Berlin

Berlin_holocaust_memorial Life on the road is sometimes not so great.  You’re doing 3 interviews a day.  You are fighting to sustain the intellectual elasticity on which the method depends…even as the ethnographic data grows more voluminous and various.  The possibility of pilot error grows and grows. 

There are smaller complaints: jet lag, the compressions of air travel and hotel life, work continuing to come from home, and the club house sandwiches that the hotel staff now know to bring you at regular intervals.  All of these are beginning to take a toll. 

Just when you are ready to wallow in self pity, something happens.  Today, I was standing on the balcony of a worker’s flat in what used to be East Germany.  The mistress of the household is pointing to the place the wall once stood, not 60 yards away.  There are tears in her eyes. 

"It was 17 years ago.  But I still can’t believe it’s gone." 

She’s deeply grateful for her freedom.  Her husband is better placed in the world of work.  He now seizes little liberties he was previously denied: an extravagant beard.  She was able to go to Egypt, and travel the Nile.  Their apartment is smart with new appliances and fashionable decor schemes.

But she misses the wall.  "It used to be our enemy.  And now I think of it as a friend.  It kept things out."  She means noise, foreign neighbors, and the commotion of contemporary life.  This sounds nasty and xenophobic.  But, no, her outpouring was heart felt, genuine, the expression of a thoughtful, generous, sensitive person. 
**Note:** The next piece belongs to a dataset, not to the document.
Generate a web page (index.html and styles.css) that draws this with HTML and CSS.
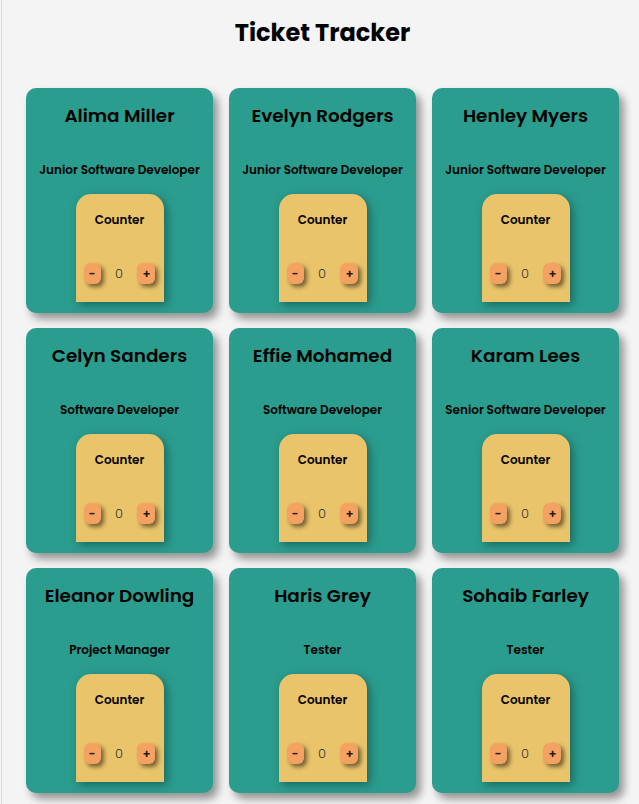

It must have been the empathy (God knows there has got to be some  good explanation), but I got misty eyed, too.  So did the translator.  (Let me know if you need a translator in Germany.  Barbara is a joy.)  There we were, the three of us, all on verge of tears at the fall of the wall.  I may have had stranger moments as a practicing ethnographers but I can’t think of one. 

Berlin has been full of surprises.  I had an almost visceral reaction as we drove into the city from the train station.  I’m a mid-century baby, and Berlin was a hot point of the cold war.  It’s with me still, as if the "spooks" still haunted the city, as if those people who died trying to get out were still here. 

The downtown was still more astonishing.  Capitalism came in force. The downtown is filled with one design triumph after another…as if to insist on the contrast with the old regime.  Capitalism showing off, making a statement.  As if there was any doubt about who the winner was, or why the winner won. 

And finally, we happened to drive by the relatively new Holocaust memorial.  (I never have time on the road actually to visit anything. I see it through the window of the taxi or not at all.)  The Holocaust, this was the biggest mystery of my childhood.  I was 6 in 1957 and the popular press continued to try to think how to think about the Holocaust.  When you are little, it is always intensely interesting when adults are shocked, wordless, tearful, incoherent. 

Eventually, of course, you see what the matter is.  There is no way to think about the Holocaust.  There is no way to mourn it. You can try.  And then you realize the scale of the horror.  You understand that grief of this order will bend you till it breaks you.  The Holocaust is hard to memorialize.  Trying and failing, that’s, I guess, a way to remember what it was.